Samantha would routinely be advised to avoid pregnancy at all costs, save for one small detail: She shows up for her first appointment with a healthy baby boy on one knee. Her one uneventful pregnancy complicates decision making about subsequent ones.
As for Sean, a honed state-of-the-art treatment to prop up his mutant genes is available. Unfortunately, it is very expensive, and he is uninsured.
Insurance is a scientific concept that Dr. Mukherjee does not include in his glorious tour of human genetics, but it governs the work of clinicians who must plead, bargain and appeal for indicated tests and treatments to be approved. The society that rewrites the genetic code, as Dr. Lipkin points out, is likely to become one in which the very expensive tools of genetic medicine forge yet one more barrier between rich and poor.

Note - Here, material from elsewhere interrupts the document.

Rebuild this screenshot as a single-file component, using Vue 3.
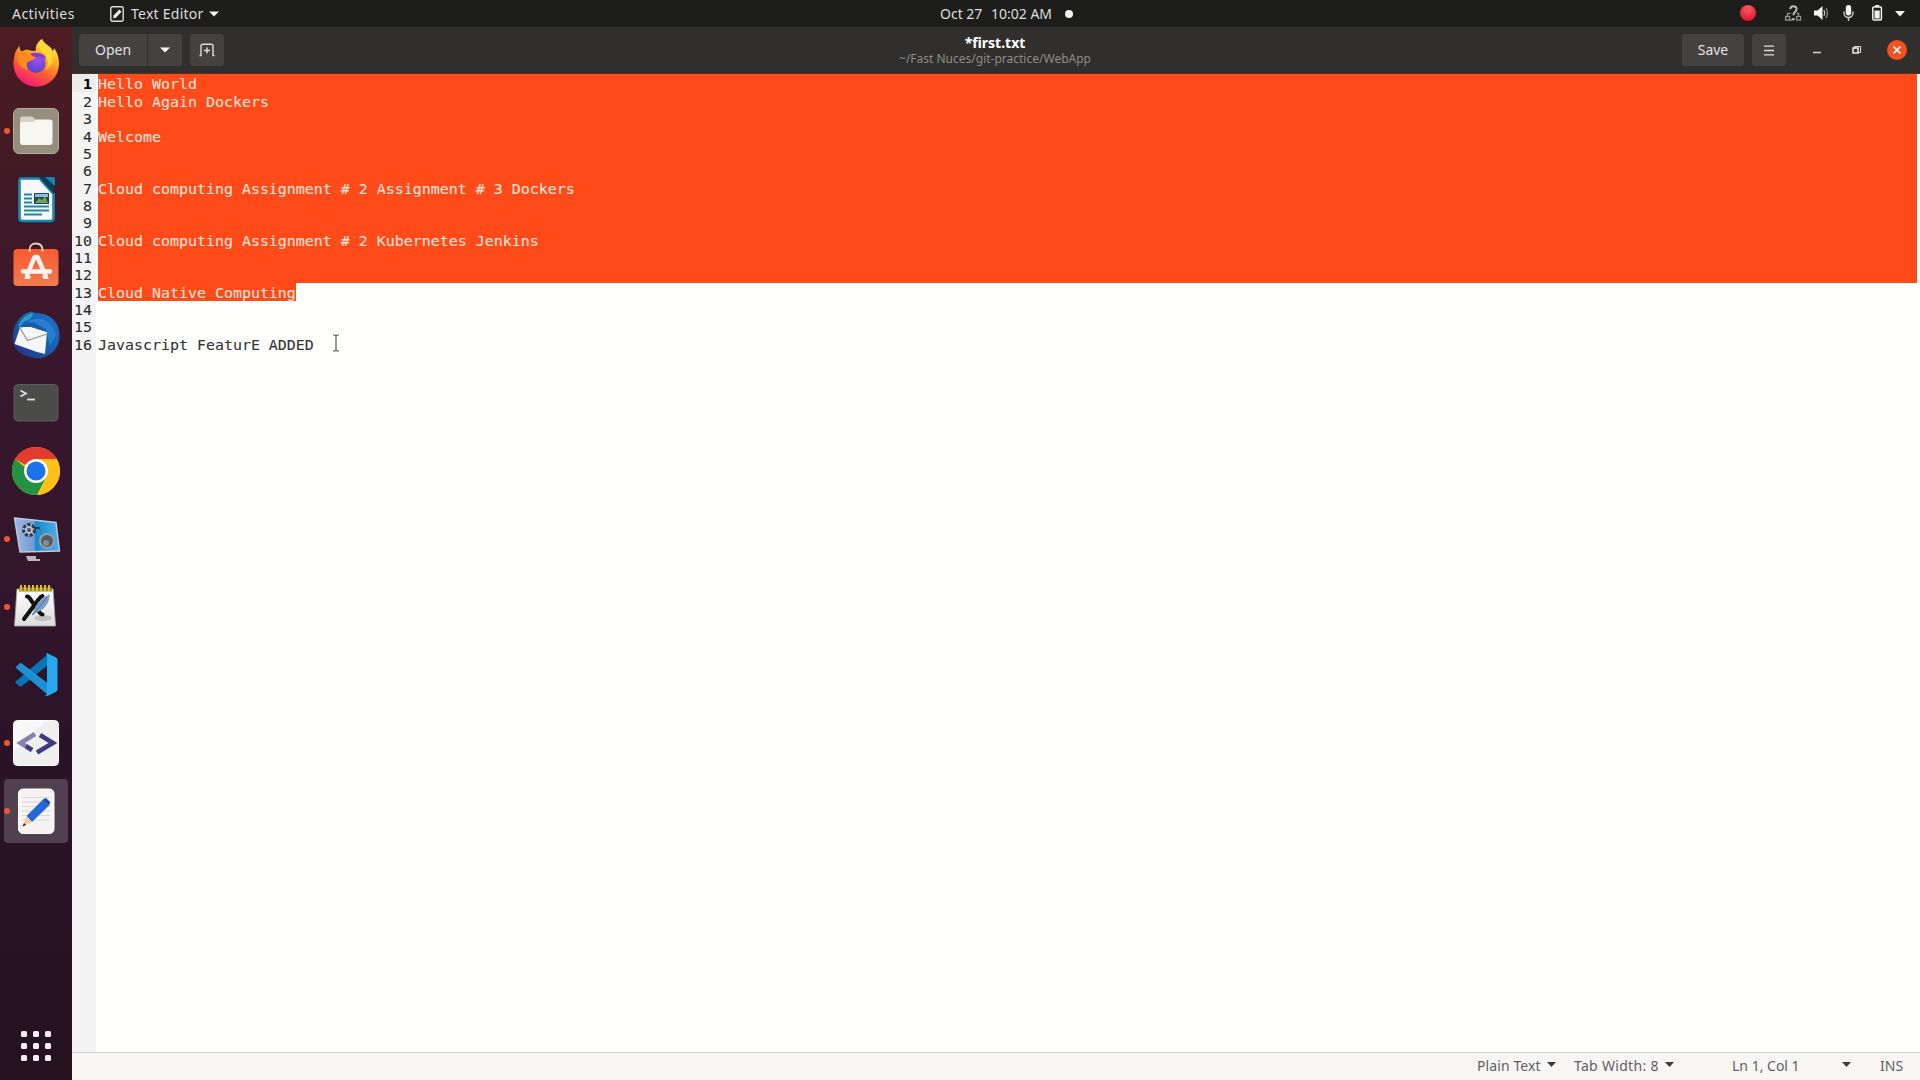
<script setup>
const lines = [
  { t: 'Hello World', s: true },
  { t: 'Hello Again Dockers', s: true },
  { t: '', s: true },
  { t: 'Welcome', s: true },
  { t: '', s: true },
  { t: '', s: true },
  { t: 'Cloud computing Assignment # 2 Assignment # 3 Dockers', s: true },
  { t: '', s: true },
  { t: '', s: true },
  { t: 'Cloud computing Assignment # 2 Kubernetes Jenkins', s: true },
  { t: '', s: true },
  { t: '', s: true },
  { t: 'Cloud Native Computing', s: false, part: true },
  { t: '' },
  { t: '' },
  { t: 'Javascript FeaturE ADDED' },
]
const spots = [0, 1, 2, 3, 4, 5, 6, 7, 8]
</script>

<template>
  <div class="desktop">
    <header class="topbar">
      <div class="top-left">
        <span class="activities">Activities</span>
        <svg class="app-icon" width="14" height="16" viewBox="0 0 14 16"><rect x=".8" y=".8" width="12.4" height="14.4" rx="1.6" fill="none" stroke="#ddd" stroke-width="1.4" /><path d="M3 12.4l.8-3.2 5.5-5.6 2.2 2.2-5.4 5.6z" fill="#eee" /></svg>
        <span class="app-name">Text Editor</span>
        <svg class="caret" width="10" height="6" viewBox="0 0 10 6"><path d="M0 .4h10L5 5.6z" fill="#eee" /></svg>
      </div>
      <div class="clock"><span class="date">Oct 27</span><span class="time">10:02 AM</span><i class="notify"></i></div>
      <div class="tray">
        <svg width="172" height="27" viewBox="0 0 172 27">
          <defs><radialGradient id="rec" cx=".5" cy=".25" r=".8"><stop offset="0" stop-color="#ff5a62" /><stop offset="1" stop-color="#d9102b" /></radialGradient></defs>
          <circle cx="8" cy="13" r="8" fill="url(#rec)" />
          <g fill="none" stroke="#8f8f8d" stroke-width="1.3"><rect x="45.6" y="16.5" width="4" height="3.6" /><rect x="56.6" y="16.5" width="4" height="3.6" /><path d="M47.5 16.5v-3h3M58.6 16.5v-3h-2M50 20h2" /></g>
          <path d="M50.3 9.2c0-4 6.3-4 6.3-.2 0 2.8-3.2 2.8-3.2 6.2" fill="none" stroke="#bbb" stroke-width="2" /><circle cx="53.3" cy="19.2" r="1.3" fill="#bbb" />
          <path d="M74 10.5h3.6l4.9-4.6v14.2l-4.9-4.600H74z" fill="#f3f3f3" />
          <g fill="none" stroke="#c9c9c9" stroke-width="1.3"><path d="M84 10.2q1.6 2.8 0 5.6" /><path d="M86 8q2.8 5 0 10" stroke="#888" /></g>
          <rect x="105.8" y="5" width="5.4" height="10.5" rx="2.7" fill="#f3f3f3" /><path d="M104 11.5v1.5a4.500 4.500 0 0 0 9 0v-1.500M108.500 17.500V21" fill="none" stroke="#ccc" stroke-width="1.4" />
          <rect x="132.8" y="7" width="8.6" height="13" rx="1" fill="none" stroke="#eee" stroke-width="1.5" /><rect x="135" y="5" width="4.2" height="2" fill="#eee" /><rect x="134.5" y="10.5" width="5.2" height="8" fill="#eee" />
          <path d="M155 11h10l-5 5.4z" fill="#eee" />
        </svg>
      </div>
    </header>

    <div class="body">
      <nav class="dock">
        <div class="cell">
          <svg viewBox="0 0 48 48"><defs>
            <linearGradient id="fx" x1=".8" y1="0" x2=".3" y2="1"><stop offset="0" stop-color="#fff044" /><stop offset=".35" stop-color="#ffb01f" /><stop offset=".65" stop-color="#ff5a35" /><stop offset="1" stop-color="#f0157e" /></linearGradient>
            <radialGradient id="fp" cx=".6" cy=".3" r=".8"><stop offset="0" stop-color="#a04df0" /><stop offset="1" stop-color="#4a46c8" /></radialGradient></defs>
            <path d="M1.500 25C1.500 17 3.500 11 7.500 7c0 3 1 5 2.500 5.500C13.500 9.500 17.500 11 20 12c2 0 3.500-.2 4-1C23 6 27 2 30 0c2 5 8 6 11 12 0 0 1-1.500 1-3 4 5 5 11 5 16a22.700 22.700 0 0 1-45.500 0z" fill="url(#fx)" />
            <circle cx="24" cy="24.500" r="9.500" fill="url(#fp)" />
            <path d="M6 13c4-2 10 1 13 3 2 2 5 1 5 2-1 3-5 3-8 5-2 1-2 5 0 8-5-1-10-5-11-11z" fill="#ff8a1d" />
            <path d="M18 15c4-2 11-2 15 2l1 4c-3-4-7-4-10-3-2 0-4-2-6-3z" fill="#8638db" />
            <path d="M30 0c-4 5-3 10 1 14 5 4 7 11 2 17 7-3 9-10 7-17C37 8 32 5 30 0z" fill="#ffdc37" opacity=".8" />
          </svg>
        </div>
        <div class="cell"><i class="run"></i>
          <svg viewBox="0 0 48 48"><rect x="1.500" y="1.500" width="45" height="45" rx="5.500" fill="#958e7d" stroke="#b3ac9d" /><path d="M8 12q0-2.500 2.500-2.500h9q1.500 0 2.500 1.500l1.500 2H38v6H8z" fill="#d8d0c6" /><path d="M8 17q0-2 2-2h11l3-2.500h14q2.500 0 2.500 2.500v20q0 3-3 3H11q-3 0-3-3z" fill="#f8f6f0" /></svg>
        </div>
        <div class="cell">
          <svg viewBox="0 0 48 48"><path d="M9 3.500h18.500L41.500 19v24q0 3-3 3h-28q-3 0-3-3V6q0-2.500 1.500-2.500z" fill="#f6f8f9" stroke="#1688b1" stroke-width="2.600" /><path d="M27 2h11l4 4v13z" fill="#0b3d56" /><path d="M33 2h7.500Q43 2 43 5v6z" fill="#1787b0" /><g stroke="#2187ad" stroke-width="2"><path d="M12 19.500h8M12 23.500h8M12 27.500h8M12 31.500h25M12 35.500h25M12 39.500h18" /></g><rect x="22" y="18" width="15" height="11" fill="#1b4660" /><path d="M23 28l4-5 3 2 3-4 3 7z" fill="#74a24a" /><path d="M23 19h13v3H23z" fill="#8bbdda" /></svg>
        </div>
        <div class="cell">
          <svg viewBox="0 0 48 48"><defs><linearGradient id="sw" x1="0" x2="0" y1="0" y2="1"><stop offset="0" stop-color="#fb5a31" /><stop offset="1" stop-color="#f17a50" /></linearGradient></defs><rect x="1.500" y="6" width="45" height="37" rx="4" fill="url(#sw)" /><path d="M17.500 9V7.500q0-7 6.500-7t6.500 7V9" fill="none" stroke="#ded4c4" stroke-width="1.800" /><path d="M14.500 34L22.500 14h3L34 34" fill="none" stroke="#fff4ed" stroke-width="4.500" stroke-linejoin="bevel" /><path d="M11 28.500h27" stroke="#fff4ed" stroke-width="4.500" stroke-linecap="round" /><path d="M12 36h6l1-3h-5zM30 33l1.500 3H37l-2-3z" fill="#fff4ed" /></svg>
        </div>
        <div class="cell">
          <svg viewBox="0 0 48 48"><defs><linearGradient id="tb" x1="1" x2="0" y1="0" y2="1"><stop offset="0" stop-color="#1f72d2" /><stop offset=".5" stop-color="#185dac" /><stop offset="1" stop-color="#292979" /></linearGradient></defs><path d="M2 18C5 7 14 1 20 .5l3 1.500C38 2 47.500 11 47.500 24.500 47.500 37 39 45 29 47.500 17 47 7 44 3 36 0 30 .5 23 2 18z" fill="url(#tb)" /><path d="M7 13q5-9 13-11l1 2-4 5q-7 1-10 9z" fill="#279dc4" /><path d="M15 11C26 3 40 9 44 24l-6 11-4-17-11-6z" fill="#267ed1" /><path d="M8 16.500l10-1 17 5.500-2 22-8-2L2.500 33z" fill="#f5f5f6" /><path d="M8 17l7.500 12.500L35 23" fill="none" stroke="#96969f" stroke-width="1.200" /><path d="M9 16q12-9 26 5l-16-5z" fill="#195aa7" /></svg>
        </div>
        <div class="cell">
          <svg viewBox="0 0 48 48"><rect x="2" y="5.500" width="44" height="36.500" rx="4" fill="#4b4b4a" stroke="#5e5d5c" /><path d="M8.500 11.500l5.500 3-5.500 3" fill="none" stroke="#ddd" stroke-width="1.800" /><path d="M15 20.500h8" stroke="#ddd" stroke-width="1.800" /></svg>
        </div>
        <div class="cell">
          <svg viewBox="0 0 48 48"><circle cx="24" cy="24" r="24" fill="#fbc116" /><path d="M24 24L3.200 12A24 24 0 0 1 44.800 12z" fill="#e33b2e" /><path d="M3.200 12A24 24 0 0 0 25 48L34.400 30H24z" fill="#229342" /><path d="M24 12h20.800A24 24 0 0 1 25 48l9.400-18z" fill="#fbc116" /><circle cx="24" cy="24" r="12" fill="#fff" /><circle cx="24" cy="24" r="9.500" fill="#1a73e8" /></svg>
        </div>
        <div class="cell"><i class="run"></i>
          <svg viewBox="0 0 48 48"><defs><linearGradient id="kz" x1="0" x2="1" y1="0" y2="0"><stop offset="0" stop-color="#a3b8e2" /><stop offset=".44" stop-color="#6f9bd6" /><stop offset=".47" stop-color="#168acf" /><stop offset="1" stop-color="#4cb0ee" /></linearGradient></defs><path d="M2.500 3L44 7.500 47.500 36 8 37z" fill="url(#kz)" stroke="#c4c8d9" stroke-width="1.400" /><circle cx="17" cy="15" r="6" fill="#b9c3d8" /><circle cx="17" cy="15" r="5.500" fill="none" stroke="#333846" stroke-width="3" stroke-dasharray="3.200 1.500" /><circle cx="17" cy="15" r="2" fill="#4c5364" /><path d="M22 13h6" stroke="#333846" stroke-width="2" /><circle cx="35" cy="26" r="8" fill="#9ba0a8" /><circle cx="35" cy="26" r="6" fill="#555c66" /><circle cx="34" cy="28" r="3" fill="#868c94" /><path d="M14 41h10v3h4v2H16z" fill="#b9b6bd" /></svg>
        </div>
        <div class="cell"><i class="run"></i>
          <svg viewBox="0 0 48 48"><defs><linearGradient id="xj" x1="0" x2="0" y1="0" y2="1"><stop offset="0" stop-color="#fff" /><stop offset="1" stop-color="#dcdcdc" /></linearGradient></defs><path d="M5 6h36l2.500 37h-41z" fill="url(#xj)" stroke="#aaa" stroke-width=".8" /><path d="M7 4.500h33v4H7z" fill="#99851c" /><path d="M8 5h32" stroke="#d5bd38" stroke-width="6" stroke-dasharray="2 2" /><ellipse cx="31" cy="35" rx="9" ry="3" fill="#aaa" opacity=".6" /><path d="M15 13.500q2 0 3.500 3L28 30q1 1.500 2.500 1.500M30.500 13q-2 .5-4 3.500L12 36" fill="none" stroke="#111" stroke-width="4" stroke-linecap="round" /><path d="M21 30q3-13 17-19-1 12-10 17-4 1-8 5z" fill="#789fc7" /><path d="M20 32q8-8 15-18" stroke="#4d739d" fill="none" /></svg>
        </div>
        <div class="cell">
          <svg viewBox="0 0 48 48"><path d="M3 31l4 4q1.500 1 3 0L36 14V3z" fill="#0873b5" /><path d="M3.500 16.500l4-4q1-1 2.500 0L36 32.500V44z" fill="#1d91d3" /><path d="M34 2.500q1-.5 2 0l8 4q1.500.8 1.500 2.500v29.500q0 1.500-1.500 2.300l-8 4q-2 .6-3.500-.8Q35 45 35 42V6q0-2.500-1-3.500z" fill="#27a7f0" /></svg>
        </div>
        <div class="cell"><i class="run"></i>
          <svg viewBox="0 0 48 48"><rect x="1.500" y="1.500" width="45" height="45" rx="4" fill="#f0efef" stroke="#fff" /><path d="M2 32V6q0-4 4-4h28z" fill="#fff" opacity=".55" /><path d="M23 15L8.500 24 20 31" fill="none" stroke="#8582b0" stroke-width="4.500" /><path d="M14 27l6 4.200" stroke="#403a7e" stroke-width="4.500" /><path d="M28 16l13 8-16 9.500" fill="none" stroke="#403a7e" stroke-width="4.500" /></svg>
        </div>
        <div class="cell active"><i class="run"></i>
          <svg viewBox="0 0 48 48"><rect x="6.500" y="2" width="35.500" height="44.500" rx="4.500" fill="#f5f4f3" stroke="#fff" /><path d="M10 10.500h28M10 15h28M10 19.500h28M10 24h28M10 28.500h28M10 33h28" stroke="#d9d8d7" /><path d="M14.500 29L31.500 12l6 6L20 35z" fill="#2467d9" /><path d="M31 12.500l3-1.500 4 4-.5 3z" fill="#174aa8" /><path d="M14.500 29l5.500 6-9 4z" fill="#f2c9a0" /><path d="M12 36l2 2-3.500 1.500z" fill="#222" /></svg>
        </div>
        <div class="apps"><i v-for="s in spots" :key="s"></i></div>
      </nav>

      <main class="window">
        <div class="headerbar">
          <div class="hb-left">
            <div class="split"><button class="btn open"><span>Open</span></button><button class="btn drop"><svg width="10" height="6" viewBox="0 0 10 6"><path d="M0 .4h10L5 5.6z" fill="#fff" /></svg></button></div>
            <button class="btn square"><svg width="16" height="14" viewBox="0 0 16 14"><path d="M.5 12.500H2V3q0-1.800 1.800-1.800h8.400Q14 1.200 14 3v9.500h1.500M8 4.500v6M5 7.500h6" fill="none" stroke="#ddd" stroke-width="1.400" /></svg></button>
          </div>
          <div class="titles"><div class="title"><span>*first.txt</span></div><div class="path"><span>~/Fast Nuces/git-practice/WebApp</span></div></div>
          <div class="hb-right">
            <button class="btn save"><span>Save</span></button>
            <button class="btn square menu"><svg width="10" height="11" viewBox="0 0 10 11"><path d="M0 1.200h10M0 5.500h10M0 9.800h10" stroke="#ddd" stroke-width="1.300" /></svg></button>
            <svg class="controls" width="108" height="32" viewBox="0 0 108 32"><path d="M1 18.500h8" stroke="#ccc" stroke-width="1.600" /><path d="M42.500 14.500v-2h6v6h-2" fill="none" stroke="#ccc" stroke-width="1.200" /><rect x="41" y="14" width="5" height="5" fill="none" stroke="#eee" stroke-width="1.500" /><circle cx="85" cy="16" r="10" fill="#f1511f" /><path d="M81.500 12.500l7 7M88.500 12.500l-7 7" stroke="#fff" stroke-width="1.700" /></svg>
          </div>
        </div>

        <div class="editor">
          <div v-for="(l, i) in lines" :key="i" class="line" :class="{ tall: l.t, current: i === 0 }">
            <span class="num">{{ i + 1 }}</span>
            <span class="code" :class="{ sel: l.s }"><span :class="{ part: l.part }">{{ l.t }}</span></span>
          </div>
          <div class="rest"></div>
          <svg class="ibeam" width="8" height="18" viewBox="0 0 8 18"><path d="M1 1h2l1 1 1-1h2M4 2v14M1 17h2l1-1 1 1h2" fill="none" stroke="#555" stroke-width="1.200" /></svg>
        </div>

        <footer class="status">
          <span class="st lang">Plain Text</span><i class="tri"></i>
          <span class="st tab">Tab Width: 8</span><i class="tri"></i>
          <span class="st pos">Ln 1, Col 1</span><i class="tri"></i>
          <span class="st ins">INS</span>
        </footer>
      </main>
    </div>
  </div>
</template>

<style>
body { margin: 0; overflow: hidden; }
</style>

<style scoped>
.desktop { width: 1920px; height: 1080px; display: flex; flex-direction: column; font-family: "Noto Sans", "Open Sans", sans-serif; overflow: hidden; background: #fff; }
.desktop * { box-sizing: border-box; }
.desktop span { white-space: pre; }
.topbar { height: 27px; flex: none; background: #1d1d1b; color: #dedddb; font-size: 14px; line-height: 27px; display: grid; grid-template-columns: 940px 1fr 180px; }
.top-left { display: flex; align-items: center; padding-left: 12px; }
.activities { width: 98px; letter-spacing: .45px; }
.app-icon { margin-right: 7px; }
.app-name { width: 78px; letter-spacing: .25px; }
.clock { display: flex; align-items: center; }
.date { width: 51px; }
.time { width: 74px; }
.notify { width: 8px; height: 8px; border-radius: 50%; background: #f4f4f4; }
.tray svg { display: block; }
.body { flex: 1; display: flex; min-height: 0; }
.dock { width: 72px; flex: none; padding: 4px 4px 0; display: flex; flex-direction: column; gap: 4px; background: linear-gradient(#4c1c21 0, #431a25 12%, #38172d 32%, #32152c 55%, #2a1326 70%, #24131f 100%); }
.cell { position: relative; height: 64px; flex: none; display: flex; align-items: center; justify-content: center; border-radius: 4px; }
.cell svg { width: 48px; height: 48px; display: block; overflow: visible; }
.cell.active { background: #51404f; }
.run { position: absolute; left: 0; top: 29px; width: 6px; height: 6px; border-radius: 50%; background: #f05430; }
.apps { margin: auto 0 19px 17px; display: grid; grid-template-columns: repeat(3, 6px); gap: 6px; }
.apps i { width: 6px; height: 6px; border-radius: 1.5px; background: #fbeefa; }
.window { flex: 1; display: flex; flex-direction: column; min-width: 0; }
.headerbar { height: 47px; flex: none; background: #302f2e; border-bottom: 1px solid #54301f; display: grid; grid-template-columns: 608px 630px 1fr; padding-top: 7px; }
.hb-left { display: flex; gap: 8px; padding-left: 7px; }
.split { display: flex; gap: 1px; }
.btn { border: 0; padding: 0; margin: 0; height: 32px; background: #444241; color: #e4e3e1; font: 14px "Noto Sans", sans-serif; border-radius: 4px; display: flex; align-items: center; justify-content: center; }
.btn span { margin-top: -1px; }
.open { width: 68px; border-radius: 4px 0 0 4px; }
.drop { width: 34px; border-radius: 0 4px 4px 0; }
.square { width: 34px; }
.save { width: 62px; }
.menu { margin-left: 8px; }
.hb-right { display: flex; justify-content: flex-end; }
.controls { margin-left: 26px; }
.titles { text-align: center; }
.title { color: #fff; font-weight: 700; font-size: 14px; line-height: 17px; }
.path { color: #8e8c89; font-size: 12px; line-height: 15px; }
.editor { flex: 1; min-height: 0; position: relative; display: flex; flex-direction: column; background: #fffffe; font: 14.95px "DejaVu Sans Mono", monospace; color: #363636; -webkit-text-stroke: .12px; }
.line { display: flex; height: 17px; line-height: 19px; flex: none; }
.line.tall { height: 18px; line-height: 21px; }
.num { width: 24px; padding-right: 4px; text-align: right; background: #f5f4f4; color: #2c2c2c; flex: none; }
.current .num { background: #ececea; color: #000; font-weight: 700; }
.code { flex: 1; margin-left: 2px; margin-right: 3px; }
.code.sel { background: #ff4b19; color: #ffe0d5; }
.part { display: inline-block; height: 18px; background: #ff4b19; color: #ffe0d5; }
.rest { flex: 1; width: 24px; background: #f5f4f4; }
.ibeam { position: absolute; left: 260px; top: 260px; }
.status { height: 28px; flex: none; background: #f7f6f5; border-top: 1px solid #d4d2d0; display: flex; align-items: center; padding: 0 0 2px 1405px; color: #626160; font-size: 14px; }
.tri { width: 9px; height: 5px; background: #3c3b3a; clip-path: polygon(0 0, 100% 0, 50% 100%); margin-top: -2px; }
.lang { width: 70px; letter-spacing: .1px; }
.tab { width: 91px; margin-left: 18px; letter-spacing: .3px; }
.pos { width: 110px; margin-left: 58px; }
.ins { margin-left: 29px; }
</style>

When Dr. Lipkin sequences his own genome, he runs into another feature of the landscape Dr. Mukherjee overlooks: the proliferation of cut-rate, poorly standardized services out there. Dr. Lipkin first springs for a cheap genotype and gets what he pays for in the form of a syndrome he knows perfectly well he doesn’t have. A better test corrects the error.
These stories from the trenches make it clear that the clinical genetics will not be spared the misery-inducing features of the rest of medicine, in which the reigning slogan is “caveat emptor.”
Let the poet sing his long, lovely epic; it is still the harried, inarticulate, much beleaguered guy in the white coat who will be cementing the transactions.